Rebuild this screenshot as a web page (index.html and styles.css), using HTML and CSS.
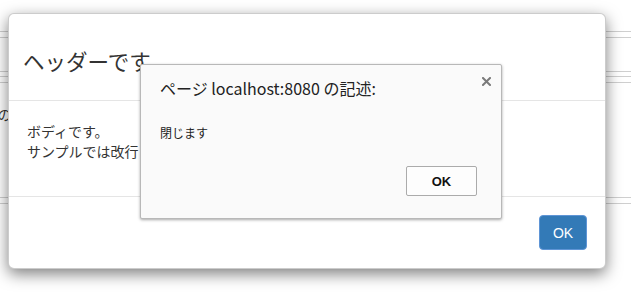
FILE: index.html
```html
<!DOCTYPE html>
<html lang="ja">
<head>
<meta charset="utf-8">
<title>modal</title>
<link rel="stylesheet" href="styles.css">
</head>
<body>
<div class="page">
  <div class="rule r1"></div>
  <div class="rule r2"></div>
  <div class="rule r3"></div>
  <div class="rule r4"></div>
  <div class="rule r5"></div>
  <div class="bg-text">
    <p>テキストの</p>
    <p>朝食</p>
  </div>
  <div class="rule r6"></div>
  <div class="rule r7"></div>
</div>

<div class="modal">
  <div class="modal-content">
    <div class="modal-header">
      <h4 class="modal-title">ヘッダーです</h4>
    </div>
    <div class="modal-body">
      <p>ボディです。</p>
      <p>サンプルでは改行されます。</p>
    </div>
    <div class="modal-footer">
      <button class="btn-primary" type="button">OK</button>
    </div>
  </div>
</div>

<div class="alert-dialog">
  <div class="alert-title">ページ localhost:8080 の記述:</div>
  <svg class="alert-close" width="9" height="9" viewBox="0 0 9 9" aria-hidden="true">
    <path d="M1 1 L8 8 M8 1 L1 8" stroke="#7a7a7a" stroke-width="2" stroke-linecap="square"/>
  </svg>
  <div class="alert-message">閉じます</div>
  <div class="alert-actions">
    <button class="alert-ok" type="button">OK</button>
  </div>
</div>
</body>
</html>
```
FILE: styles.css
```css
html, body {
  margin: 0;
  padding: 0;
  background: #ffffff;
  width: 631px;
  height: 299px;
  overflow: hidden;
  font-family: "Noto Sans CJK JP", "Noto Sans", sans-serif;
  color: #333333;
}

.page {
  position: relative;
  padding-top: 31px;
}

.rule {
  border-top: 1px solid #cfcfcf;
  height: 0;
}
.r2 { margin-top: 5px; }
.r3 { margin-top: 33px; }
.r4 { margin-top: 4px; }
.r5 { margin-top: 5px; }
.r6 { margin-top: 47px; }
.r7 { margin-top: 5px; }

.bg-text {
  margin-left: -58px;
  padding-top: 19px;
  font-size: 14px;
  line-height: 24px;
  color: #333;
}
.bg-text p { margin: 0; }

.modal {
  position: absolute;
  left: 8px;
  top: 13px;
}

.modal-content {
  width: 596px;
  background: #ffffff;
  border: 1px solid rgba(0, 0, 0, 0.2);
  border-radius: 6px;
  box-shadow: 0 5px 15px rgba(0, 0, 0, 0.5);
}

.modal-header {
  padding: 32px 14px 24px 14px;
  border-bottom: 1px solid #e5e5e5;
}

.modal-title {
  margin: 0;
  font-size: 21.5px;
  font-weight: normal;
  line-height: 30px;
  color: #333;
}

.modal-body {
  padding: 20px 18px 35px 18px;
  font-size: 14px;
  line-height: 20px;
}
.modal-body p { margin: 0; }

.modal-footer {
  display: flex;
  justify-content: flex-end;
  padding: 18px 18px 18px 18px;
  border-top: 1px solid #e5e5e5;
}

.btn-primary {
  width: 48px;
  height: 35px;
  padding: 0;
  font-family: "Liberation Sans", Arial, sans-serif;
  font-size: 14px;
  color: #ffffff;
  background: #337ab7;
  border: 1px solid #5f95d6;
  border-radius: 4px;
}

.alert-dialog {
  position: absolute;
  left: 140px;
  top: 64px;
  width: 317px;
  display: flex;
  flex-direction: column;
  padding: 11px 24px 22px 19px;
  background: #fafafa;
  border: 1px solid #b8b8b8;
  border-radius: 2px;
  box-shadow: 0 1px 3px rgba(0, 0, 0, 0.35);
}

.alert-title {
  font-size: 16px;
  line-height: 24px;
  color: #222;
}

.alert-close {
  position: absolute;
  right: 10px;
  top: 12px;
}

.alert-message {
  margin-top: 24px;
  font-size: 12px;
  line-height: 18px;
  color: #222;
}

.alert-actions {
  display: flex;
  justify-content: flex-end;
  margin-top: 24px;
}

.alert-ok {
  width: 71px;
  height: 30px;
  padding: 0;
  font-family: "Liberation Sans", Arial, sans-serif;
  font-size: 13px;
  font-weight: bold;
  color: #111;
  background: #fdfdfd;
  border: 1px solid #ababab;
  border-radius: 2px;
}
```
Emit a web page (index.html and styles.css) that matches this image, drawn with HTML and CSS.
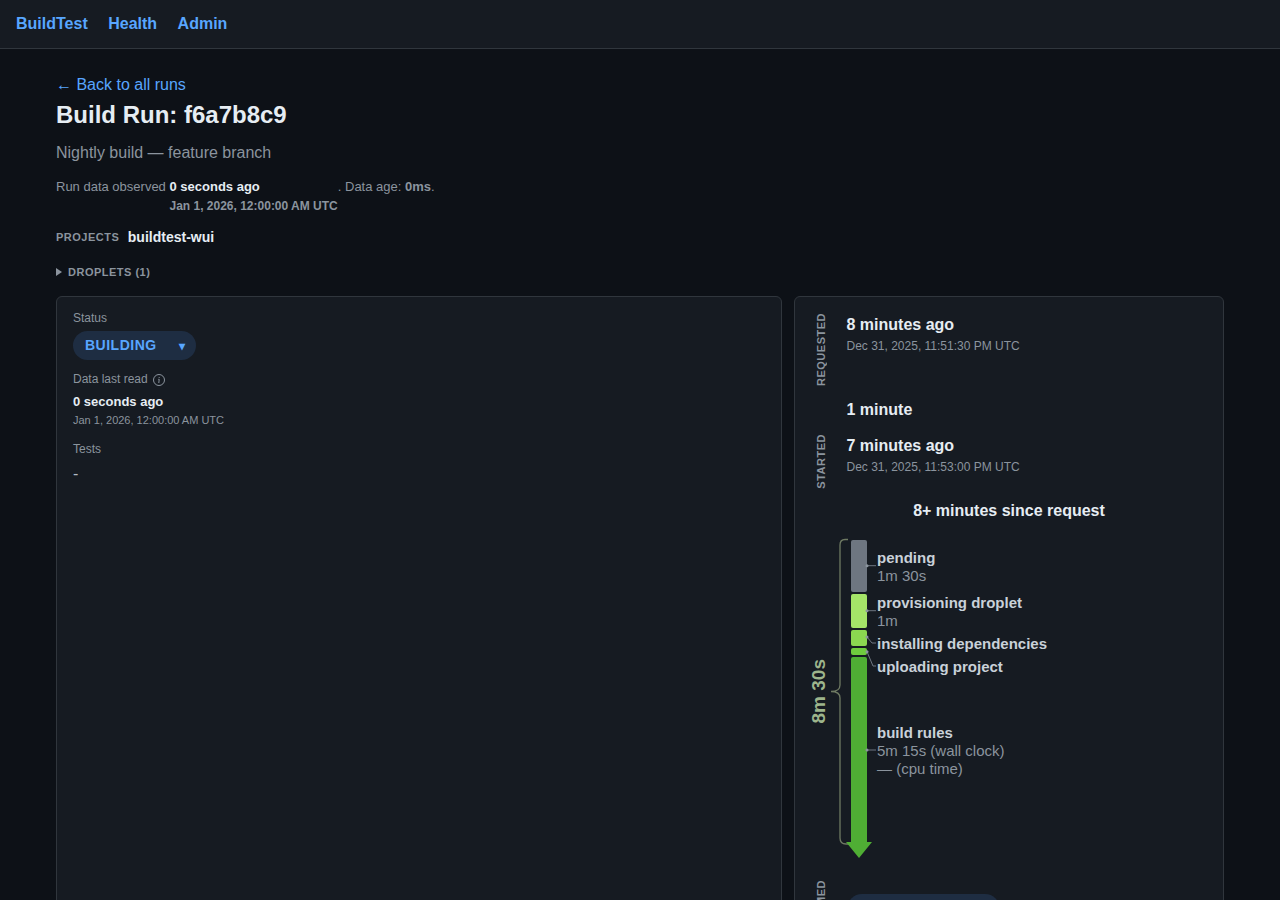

_Written problem_
Go through the data above and transcribe it in full, omitting any image.

_Answer in full_
Rebuild this screenshot as a web page (index.html and styles.css), using HTML and CSS.
FILE: index.html
```html
<!DOCTYPE html>
<html lang="ja">
<head>
<meta charset="utf-8">
<title>modal</title>
<link rel="stylesheet" href="styles.css">
</head>
<body>
<div class="page">
  <div class="rule r1"></div>
  <div class="rule r2"></div>
  <div class="rule r3"></div>
  <div class="rule r4"></div>
  <div class="rule r5"></div>
  <div class="bg-text">
    <p>テキストの</p>
    <p>朝食</p>
  </div>
  <div class="rule r6"></div>
  <div class="rule r7"></div>
</div>

<div class="modal">
  <div class="modal-content">
    <div class="modal-header">
      <h4 class="modal-title">ヘッダーです</h4>
    </div>
    <div class="modal-body">
      <p>ボディです。</p>
      <p>サンプルでは改行されます。</p>
    </div>
    <div class="modal-footer">
      <button class="btn-primary" type="button">OK</button>
    </div>
  </div>
</div>

<div class="alert-dialog">
  <div class="alert-title">ページ localhost:8080 の記述:</div>
  <svg class="alert-close" width="9" height="9" viewBox="0 0 9 9" aria-hidden="true">
    <path d="M1 1 L8 8 M8 1 L1 8" stroke="#7a7a7a" stroke-width="2" stroke-linecap="square"/>
  </svg>
  <div class="alert-message">閉じます</div>
  <div class="alert-actions">
    <button class="alert-ok" type="button">OK</button>
  </div>
</div>
</body>
</html>
```
FILE: styles.css
```css
html, body {
  margin: 0;
  padding: 0;
  background: #ffffff;
  width: 631px;
  height: 299px;
  overflow: hidden;
  font-family: "Noto Sans CJK JP", "Noto Sans", sans-serif;
  color: #333333;
}

.page {
  position: relative;
  padding-top: 31px;
}

.rule {
  border-top: 1px solid #cfcfcf;
  height: 0;
}
.r2 { margin-top: 5px; }
.r3 { margin-top: 33px; }
.r4 { margin-top: 4px; }
.r5 { margin-top: 5px; }
.r6 { margin-top: 47px; }
.r7 { margin-top: 5px; }

.bg-text {
  margin-left: -58px;
  padding-top: 19px;
  font-size: 14px;
  line-height: 24px;
  color: #333;
}
.bg-text p { margin: 0; }

.modal {
  position: absolute;
  left: 8px;
  top: 13px;
}

.modal-content {
  width: 596px;
  background: #ffffff;
  border: 1px solid rgba(0, 0, 0, 0.2);
  border-radius: 6px;
  box-shadow: 0 5px 15px rgba(0, 0, 0, 0.5);
}

.modal-header {
  padding: 32px 14px 24px 14px;
  border-bottom: 1px solid #e5e5e5;
}

.modal-title {
  margin: 0;
  font-size: 21.5px;
  font-weight: normal;
  line-height: 30px;
  color: #333;
}

.modal-body {
  padding: 20px 18px 35px 18px;
  font-size: 14px;
  line-height: 20px;
}
.modal-body p { margin: 0; }

.modal-footer {
  display: flex;
  justify-content: flex-end;
  padding: 18px 18px 18px 18px;
  border-top: 1px solid #e5e5e5;
}

.btn-primary {
  width: 48px;
  height: 35px;
  padding: 0;
  font-family: "Liberation Sans", Arial, sans-serif;
  font-size: 14px;
  color: #ffffff;
  background: #337ab7;
  border: 1px solid #5f95d6;
  border-radius: 4px;
}

.alert-dialog {
  position: absolute;
  left: 140px;
  top: 64px;
  width: 317px;
  display: flex;
  flex-direction: column;
  padding: 11px 24px 22px 19px;
  background: #fafafa;
  border: 1px solid #b8b8b8;
  border-radius: 2px;
  box-shadow: 0 1px 3px rgba(0, 0, 0, 0.35);
}

.alert-title {
  font-size: 16px;
  line-height: 24px;
  color: #222;
}

.alert-close {
  position: absolute;
  right: 10px;
  top: 12px;
}

.alert-message {
  margin-top: 24px;
  font-size: 12px;
  line-height: 18px;
  color: #222;
}

.alert-actions {
  display: flex;
  justify-content: flex-end;
  margin-top: 24px;
}

.alert-ok {
  width: 71px;
  height: 30px;
  padding: 0;
  font-family: "Liberation Sans", Arial, sans-serif;
  font-size: 13px;
  font-weight: bold;
  color: #111;
  background: #fdfdfd;
  border: 1px solid #ababab;
  border-radius: 2px;
}
```
Emit a web page (index.html and styles.css) that matches this image, drawn with HTML and CSS.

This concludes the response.